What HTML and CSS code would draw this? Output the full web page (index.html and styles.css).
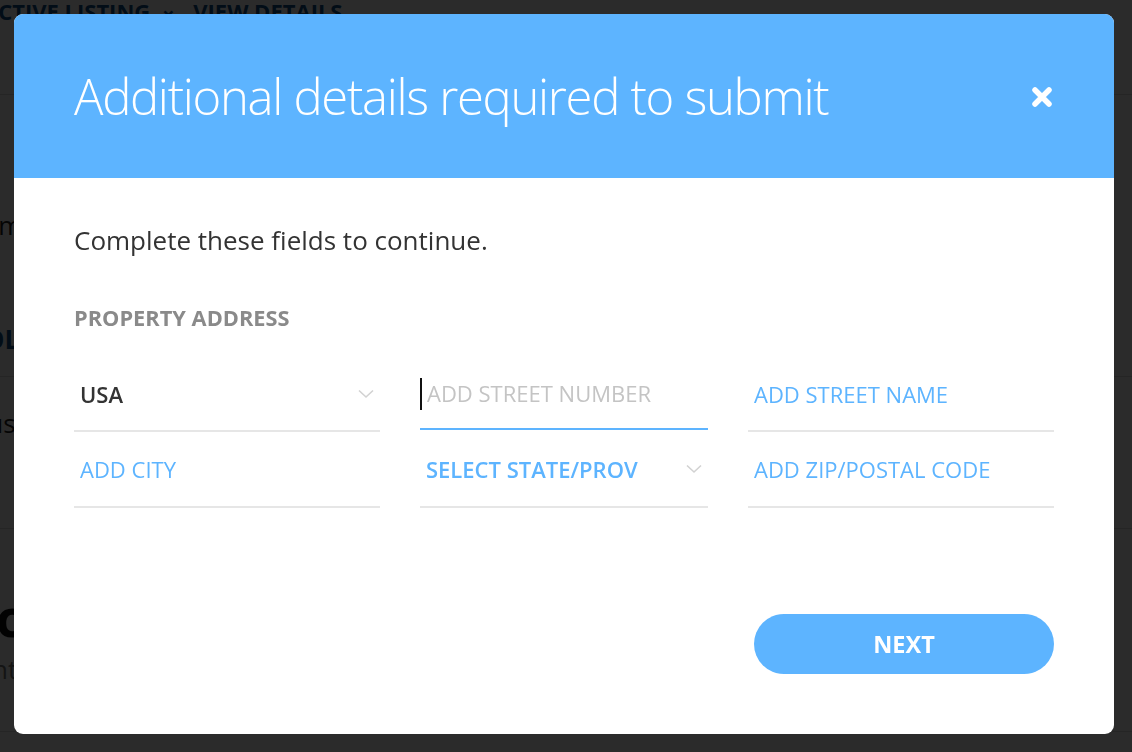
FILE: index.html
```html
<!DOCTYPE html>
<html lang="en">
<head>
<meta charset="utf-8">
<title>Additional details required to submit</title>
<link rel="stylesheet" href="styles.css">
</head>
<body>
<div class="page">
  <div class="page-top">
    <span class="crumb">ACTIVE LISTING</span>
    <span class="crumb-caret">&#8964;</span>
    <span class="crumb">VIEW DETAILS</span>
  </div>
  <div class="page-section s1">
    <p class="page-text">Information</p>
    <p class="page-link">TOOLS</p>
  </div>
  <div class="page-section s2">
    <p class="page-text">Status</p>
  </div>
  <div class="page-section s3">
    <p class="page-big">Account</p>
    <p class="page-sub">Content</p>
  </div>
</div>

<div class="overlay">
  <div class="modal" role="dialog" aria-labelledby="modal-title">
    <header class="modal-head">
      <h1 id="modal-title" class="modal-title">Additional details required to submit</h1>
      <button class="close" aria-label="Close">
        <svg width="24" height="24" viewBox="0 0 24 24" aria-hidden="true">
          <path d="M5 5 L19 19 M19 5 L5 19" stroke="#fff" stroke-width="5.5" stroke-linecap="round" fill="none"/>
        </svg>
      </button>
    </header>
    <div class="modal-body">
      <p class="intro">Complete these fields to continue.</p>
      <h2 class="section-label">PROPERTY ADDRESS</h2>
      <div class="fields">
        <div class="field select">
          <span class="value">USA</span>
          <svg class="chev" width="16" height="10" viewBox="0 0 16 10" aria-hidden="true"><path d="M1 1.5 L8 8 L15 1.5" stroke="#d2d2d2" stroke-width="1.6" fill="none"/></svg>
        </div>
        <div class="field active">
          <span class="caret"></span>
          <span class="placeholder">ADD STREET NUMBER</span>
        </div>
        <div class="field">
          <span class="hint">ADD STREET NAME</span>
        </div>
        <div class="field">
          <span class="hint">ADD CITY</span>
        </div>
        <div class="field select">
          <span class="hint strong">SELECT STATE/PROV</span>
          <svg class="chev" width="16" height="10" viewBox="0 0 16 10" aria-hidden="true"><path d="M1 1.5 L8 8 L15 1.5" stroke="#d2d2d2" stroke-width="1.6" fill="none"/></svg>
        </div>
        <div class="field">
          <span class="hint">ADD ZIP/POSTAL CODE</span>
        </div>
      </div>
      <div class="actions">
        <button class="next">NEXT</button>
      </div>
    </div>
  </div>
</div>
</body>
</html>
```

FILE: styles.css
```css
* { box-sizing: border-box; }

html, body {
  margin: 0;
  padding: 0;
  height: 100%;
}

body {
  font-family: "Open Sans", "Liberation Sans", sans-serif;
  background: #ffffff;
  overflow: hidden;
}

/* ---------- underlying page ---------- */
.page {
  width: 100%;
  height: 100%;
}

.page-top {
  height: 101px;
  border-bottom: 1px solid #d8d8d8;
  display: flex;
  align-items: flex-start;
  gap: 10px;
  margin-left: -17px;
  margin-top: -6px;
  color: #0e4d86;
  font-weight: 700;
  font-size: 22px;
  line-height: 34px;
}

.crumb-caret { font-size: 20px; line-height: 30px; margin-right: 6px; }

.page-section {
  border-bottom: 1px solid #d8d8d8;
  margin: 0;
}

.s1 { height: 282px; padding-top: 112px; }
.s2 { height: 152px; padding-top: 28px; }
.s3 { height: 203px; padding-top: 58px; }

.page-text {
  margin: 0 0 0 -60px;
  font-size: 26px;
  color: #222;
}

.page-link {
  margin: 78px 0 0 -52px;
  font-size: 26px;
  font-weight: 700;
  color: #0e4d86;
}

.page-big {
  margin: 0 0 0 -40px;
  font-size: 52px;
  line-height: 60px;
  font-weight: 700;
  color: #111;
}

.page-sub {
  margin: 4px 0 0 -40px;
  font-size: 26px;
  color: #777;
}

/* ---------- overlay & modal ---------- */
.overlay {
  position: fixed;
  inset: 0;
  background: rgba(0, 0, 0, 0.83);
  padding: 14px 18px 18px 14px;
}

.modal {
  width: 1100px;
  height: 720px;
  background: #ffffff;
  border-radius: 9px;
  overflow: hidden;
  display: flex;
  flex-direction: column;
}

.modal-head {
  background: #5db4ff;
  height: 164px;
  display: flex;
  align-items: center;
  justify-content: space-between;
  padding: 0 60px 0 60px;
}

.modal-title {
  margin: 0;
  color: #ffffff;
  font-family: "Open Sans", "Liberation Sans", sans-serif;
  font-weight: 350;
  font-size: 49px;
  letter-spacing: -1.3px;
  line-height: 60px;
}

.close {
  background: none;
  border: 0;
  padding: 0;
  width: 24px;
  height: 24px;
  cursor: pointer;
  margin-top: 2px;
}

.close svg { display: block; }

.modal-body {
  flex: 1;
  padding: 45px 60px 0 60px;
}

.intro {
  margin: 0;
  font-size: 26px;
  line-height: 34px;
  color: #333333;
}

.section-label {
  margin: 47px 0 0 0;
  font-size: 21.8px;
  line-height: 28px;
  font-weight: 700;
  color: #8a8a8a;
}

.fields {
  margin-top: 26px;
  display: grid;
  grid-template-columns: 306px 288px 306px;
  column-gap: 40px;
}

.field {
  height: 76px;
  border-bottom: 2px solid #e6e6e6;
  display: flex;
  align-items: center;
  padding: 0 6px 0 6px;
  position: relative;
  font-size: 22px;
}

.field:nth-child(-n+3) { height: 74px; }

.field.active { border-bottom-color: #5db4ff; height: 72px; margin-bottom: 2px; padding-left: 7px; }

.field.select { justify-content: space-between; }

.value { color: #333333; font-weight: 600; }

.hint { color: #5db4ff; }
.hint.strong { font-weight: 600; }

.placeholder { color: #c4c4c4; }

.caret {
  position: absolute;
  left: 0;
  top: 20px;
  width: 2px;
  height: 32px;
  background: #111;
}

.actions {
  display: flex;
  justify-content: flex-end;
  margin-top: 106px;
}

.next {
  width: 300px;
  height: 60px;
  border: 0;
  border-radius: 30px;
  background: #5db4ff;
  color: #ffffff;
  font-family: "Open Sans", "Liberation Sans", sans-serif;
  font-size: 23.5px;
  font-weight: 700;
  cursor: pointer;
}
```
═══
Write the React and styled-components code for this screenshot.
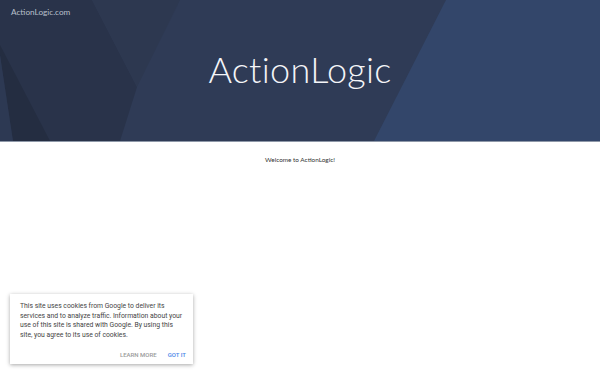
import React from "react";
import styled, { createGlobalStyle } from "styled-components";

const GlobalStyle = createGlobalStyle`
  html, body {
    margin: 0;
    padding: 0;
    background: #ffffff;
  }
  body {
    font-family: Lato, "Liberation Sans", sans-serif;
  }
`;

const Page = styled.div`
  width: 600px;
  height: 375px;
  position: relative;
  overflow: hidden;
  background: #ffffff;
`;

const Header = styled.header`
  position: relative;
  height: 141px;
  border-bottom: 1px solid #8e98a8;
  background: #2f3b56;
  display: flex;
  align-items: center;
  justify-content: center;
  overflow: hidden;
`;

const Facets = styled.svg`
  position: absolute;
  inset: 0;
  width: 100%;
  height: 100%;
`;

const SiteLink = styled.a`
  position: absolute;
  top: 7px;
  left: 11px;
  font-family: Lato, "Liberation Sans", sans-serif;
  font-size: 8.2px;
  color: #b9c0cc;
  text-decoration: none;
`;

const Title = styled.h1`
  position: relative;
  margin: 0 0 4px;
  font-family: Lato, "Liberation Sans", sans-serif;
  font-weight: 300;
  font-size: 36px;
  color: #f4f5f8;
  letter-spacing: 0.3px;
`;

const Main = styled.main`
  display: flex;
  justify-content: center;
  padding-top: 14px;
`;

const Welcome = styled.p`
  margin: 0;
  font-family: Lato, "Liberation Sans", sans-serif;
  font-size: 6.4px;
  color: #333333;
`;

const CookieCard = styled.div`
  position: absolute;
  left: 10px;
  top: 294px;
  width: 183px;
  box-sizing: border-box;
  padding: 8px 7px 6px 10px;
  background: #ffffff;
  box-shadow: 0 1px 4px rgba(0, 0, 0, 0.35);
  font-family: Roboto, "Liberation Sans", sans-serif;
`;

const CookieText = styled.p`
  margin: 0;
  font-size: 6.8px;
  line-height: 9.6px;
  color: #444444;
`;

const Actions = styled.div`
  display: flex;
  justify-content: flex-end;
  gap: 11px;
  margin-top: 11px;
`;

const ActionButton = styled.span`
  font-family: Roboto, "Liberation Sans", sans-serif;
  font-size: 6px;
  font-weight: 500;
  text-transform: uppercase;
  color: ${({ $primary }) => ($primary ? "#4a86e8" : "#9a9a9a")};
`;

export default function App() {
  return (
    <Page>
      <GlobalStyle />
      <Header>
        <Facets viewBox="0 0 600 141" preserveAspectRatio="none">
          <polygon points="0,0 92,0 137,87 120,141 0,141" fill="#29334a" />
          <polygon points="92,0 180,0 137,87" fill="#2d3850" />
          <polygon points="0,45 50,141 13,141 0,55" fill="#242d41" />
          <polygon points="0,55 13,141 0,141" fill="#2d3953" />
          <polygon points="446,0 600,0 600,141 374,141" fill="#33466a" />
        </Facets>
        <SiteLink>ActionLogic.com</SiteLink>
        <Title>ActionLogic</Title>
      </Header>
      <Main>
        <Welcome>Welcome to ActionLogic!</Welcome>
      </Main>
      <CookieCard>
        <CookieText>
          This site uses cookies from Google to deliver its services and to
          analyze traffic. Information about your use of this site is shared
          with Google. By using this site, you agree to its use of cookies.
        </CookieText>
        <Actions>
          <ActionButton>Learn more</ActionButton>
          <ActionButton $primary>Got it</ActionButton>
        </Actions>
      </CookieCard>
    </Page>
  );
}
═══
GOAL. Display every line of the listing that contains the string "index".

COMPLETED EXERCISE.
What HTML and CSS code would draw this? Output the full web page (index.html and styles.css).
FILE: index.html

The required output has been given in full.